LinkedIn recently launched Intro, an iOS app that integrates LinkedIn’s profiles with the iOS mail app, where all incoming emails will display the senders’ LinkedIn profile.
Sounds very useful, especially if you’re looking to grow your network of professional connections. What’s causing a bit of a stir is how it’s implemented and the potential for security holes.
Apple’s walled garden presented challenges to LinkedIn and they couldn’t create a plug-in to work along the iOS mail client. They had to think outside the box and came up with a way to filter email using a proxy server, add their content, and send the email on its way.
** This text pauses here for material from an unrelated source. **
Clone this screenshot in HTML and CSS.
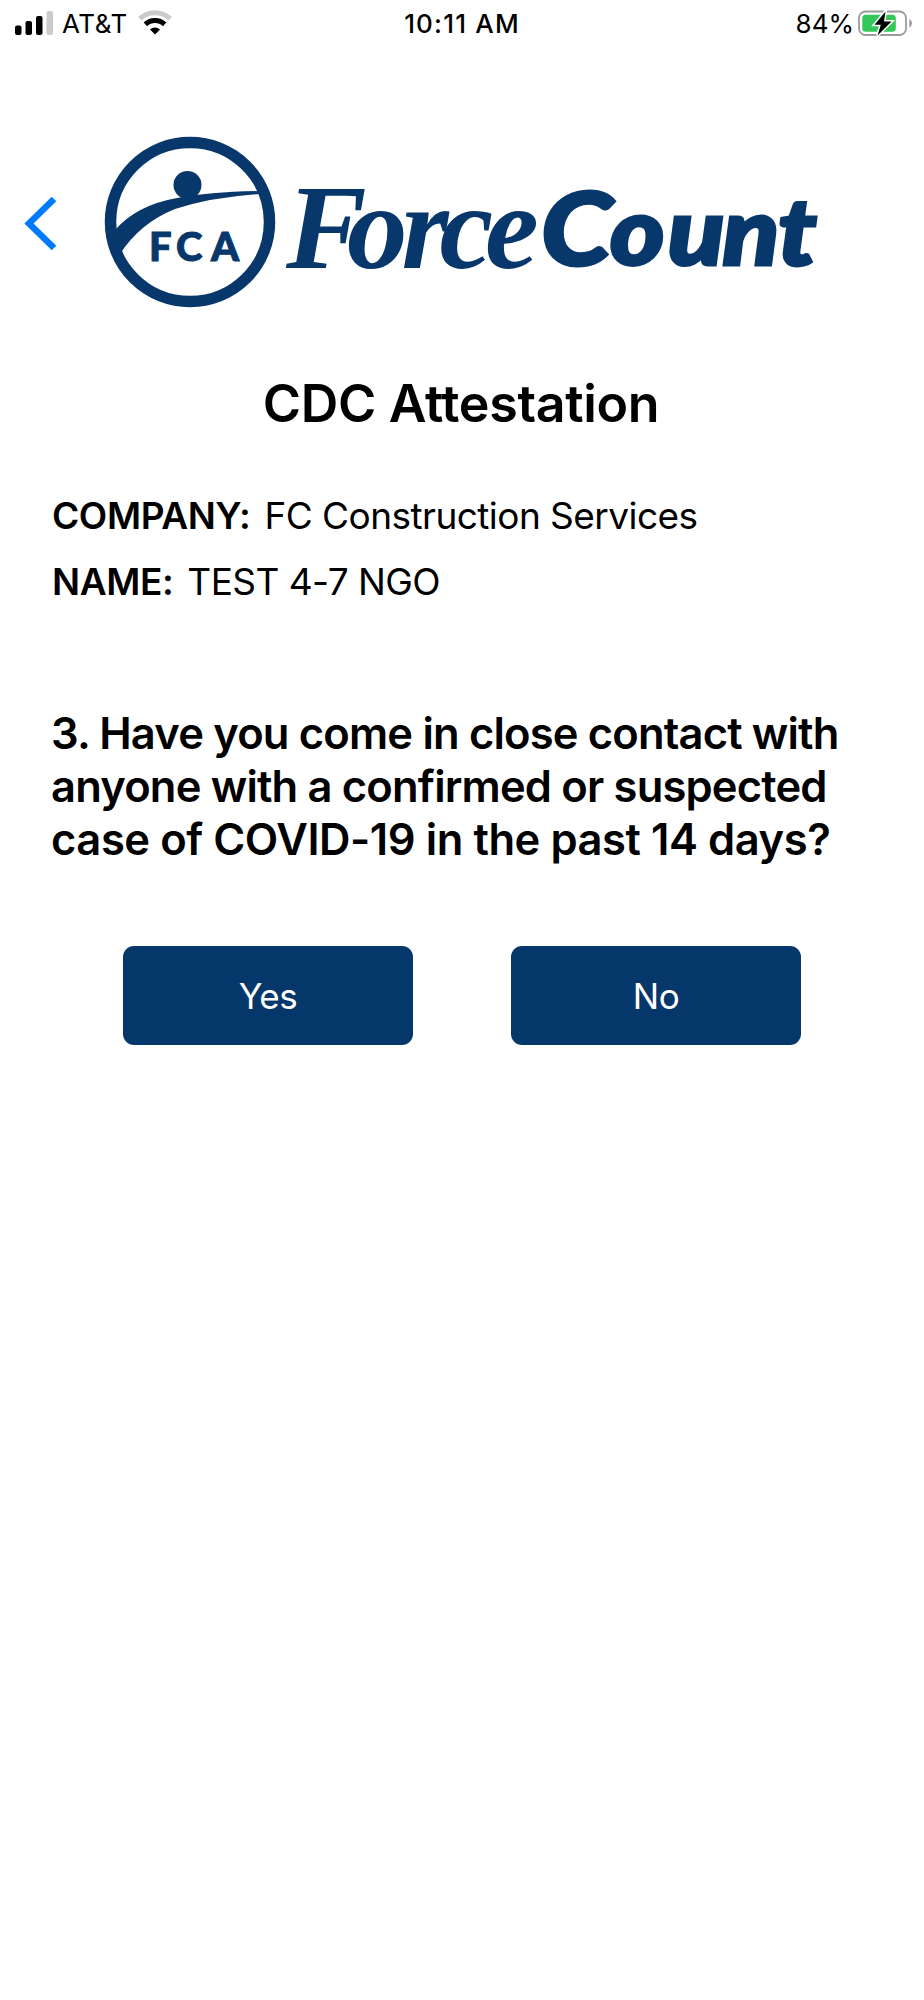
FILE: index.html
```html
<!DOCTYPE html>
<html lang="en">
<head>
  <meta charset="UTF-8" />
  <title>ForceCount</title>
  <link rel="stylesheet" href="styles.css">
</head>
<body>
  <div class="status-bar">
    <div class="status-left">
      <svg class="signal" width="39" height="24" viewBox="0 0 39 24">
        <rect x="0" y="14.5" width="6.5" height="9.5" rx="2"/>
        <rect x="10.5" y="10" width="6.5" height="14" rx="2"/>
        <rect x="21" y="5" width="6.5" height="19" rx="2"/>
        <rect x="31.5" y="0" width="6.5" height="24" rx="2" fill="#cbcbcb"/>
      </svg>
      <span class="carrier">AT&amp;T</span>
      <svg class="wifi" width="34" height="25" viewBox="0 0 34 25">
        <path d="M1.8 8.8A22 22 0 0 1 32.2 8.8" fill="none" stroke="#cbcbcb" stroke-width="5"/>
        <path d="M7.4 14.4A14 14 0 0 1 26.6 14.4" fill="none" stroke="#000" stroke-width="5"/>
        <path d="M12 19.5A7.4 7.4 0 0 1 22 19.5L17 24.5Z"/>
      </svg>
    </div>
    <div class="status-time">10:11 AM</div>
    <div class="status-right">
      <span class="percent">84%</span>
      <svg class="battery" width="55" height="27" viewBox="0 0 55 27">
        <rect x="1" y="1.5" width="47" height="23.5" rx="6.5" fill="none" stroke="#9b9b9b" stroke-width="1.8"/>
        <path d="M51.3 9Q54 10.5 54 13.2Q54 16 51.3 17.5Z" fill="#9b9b9b"/>
        <rect x="4.3" y="4.8" width="33.5" height="17" rx="3.5" fill="#34c759"/>
        <path d="M27.5 1.5L16.5 14.8H22.8L19.5 25.5L33.5 11.5H26Z" stroke="#fff" stroke-width="3" paint-order="stroke"/>
      </svg>
    </div>
  </div>

  <header class="header">
    <svg class="back" width="34" height="56" viewBox="0 0 34 56">
      <path d="M30 3L5 27.5L30 52" fill="none" stroke="#007aff" stroke-width="6.5"/>
    </svg>
    <svg class="logo" width="726" height="180" viewBox="100 132 726 180">
      <circle cx="190" cy="222" r="79.5" fill="none" stroke="#08386b" stroke-width="11.5"/>
      <circle cx="187.5" cy="185" r="14" fill="#08386b"/>
      <path d="M115 230Q137 205 177 198Q210 192 260 191V194Q212 197 175 209Q140 223 120 254Z" fill="#08386b"/>
      <text class="logo-fca" x="149 176 211" y="260.5">FCA</text>
      <text class="logo-force" x="286 347 401.5 439.6 485" y="267.5">Force</text>
      <g transform="translate(540 0) scale(1.12 1)">
        <text class="logo-count" x="1 62.5 114 163 212.5" y="265.5">C<tspan class="logo-ount">ount</tspan></text>
      </g>
    </svg>
  </header>

  <main class="content">
    <h1 class="title">CDC Attestation</h1>
    <div class="info"><b>COMPANY:</b><span>FC Construction Services</span></div>
    <div class="info"><b>NAME:</b><span>TEST 4-7 NGO</span></div>
    <p class="question">3. Have you come in close contact with<br>anyone with a confirmed or suspected<br><span class="last-line">case of COVID-19 in the past 14 days?</span></p>
    <div class="answers">
      <button class="answer">Yes</button>
      <button class="answer">No</button>
    </div>
  </main>
</body>
</html>
```

FILE: styles.css
```css
body {
  margin: 0;
  min-height: 2000px;
  background: #fff;
  color: #000;
  font-family: Inter, "Liberation Sans", sans-serif;
}
svg {
  display: block;
  flex: none;
}
.status-bar {
  display: grid;
  grid-template-columns: 1fr auto 1fr;
  height: 47px;
  padding: 0 11px 0 15px;
  font-size: 26px;
  line-height: 47px;
}
.status-left, .status-right {
  display: flex;
  align-items: center;
}
.status-right {
  justify-content: flex-end;
}
.signal {
  margin-top: -2px;
}
.carrier {
  margin-left: 8px;
  letter-spacing: 0.5px;
}
.wifi {
  margin: -3px 0 0 10px;
}
.status-time {
  margin-left: -4px;
  font-weight: 500;
  letter-spacing: 1.2px;
}
.percent {
  margin-right: 4px;
}
.battery {
  margin-top: -1px;
}
.header {
  display: flex;
  align-items: center;
  height: 180px;
  margin-top: 85px;
  padding-left: 24px;
}
.back {
  margin-top: 3px;
}
.logo {
  margin-left: 42px;
}
.logo text {
  fill: #08386b;
}
.logo-fca {
  font: 900 40px Lato, sans-serif;
  stroke: #08386b;
  stroke-width: 1;
}
.logo-force {
  font: italic bold 121px "Liberation Serif", serif;
}
.logo-count {
  font: italic 900 102px Lato, sans-serif;
  stroke: #08386b;
  stroke-width: 3;
}
.logo-ount {
  font-size: 93px;
}
.content {
  padding: 0 53px 0 51px;
}
.title {
  margin: 61px 0 51px;
  font-size: 52px;
  font-weight: 600;
  line-height: 62px;
  letter-spacing: -0.35px;
  text-align: center;
}
.info {
  display: flex;
  gap: 14px;
  height: 66px;
  padding-left: 1px;
  font-size: 37px;
  line-height: 60px;
  letter-spacing: -0.55px;
}
.info b {
  font-weight: 600;
  letter-spacing: -0.4px;
}
.question {
  margin: 89px 0 0;
  font-size: 43.5px;
  font-weight: 600;
  line-height: 53px;
  letter-spacing: -0.82px;
  white-space: nowrap;
}
.last-line {
  letter-spacing: -0.43px;
}
.answers {
  display: flex;
  gap: 98px;
  margin: 80px 0 0 72px;
}
.answer {
  width: 290px;
  height: 99px;
  padding: 0;
  border: none;
  border-radius: 11px;
  background: #06376b;
  color: #fff;
  font: 35px Inter, "Liberation Sans", sans-serif;
  letter-spacing: -0.5px;
}
```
What the proxy does is add content to the email message, LinkedIn calls the “top bar”, this bar contains the LinkedIn data where you’ll see a brief overview of the sender and can connect with if you like.
Pretty clever, but is giving another company access to our email content a good idea? Security researcher Bishop Fox outlines a number of things in a blog warning about Intro, such as potentially storing email content and LinkedIn’s own security being breached last year.
Information is money and I can see where LinkedIn is going with this, but I also see how the bad guys could target this—phishing, exploiting this very proxying method—maybe a way to target Apple users.
I don’t think LinkedIn is up to anything sketchy here. They are aware of the security concerns and taking them seriously, but if you are using Intro it might be worthwhile to consider what email accounts you have linked to it and what information is shared.
Rethinking the tools we use is acceptable when we give them access to our confidential data, so we have another app here to scratch our head about.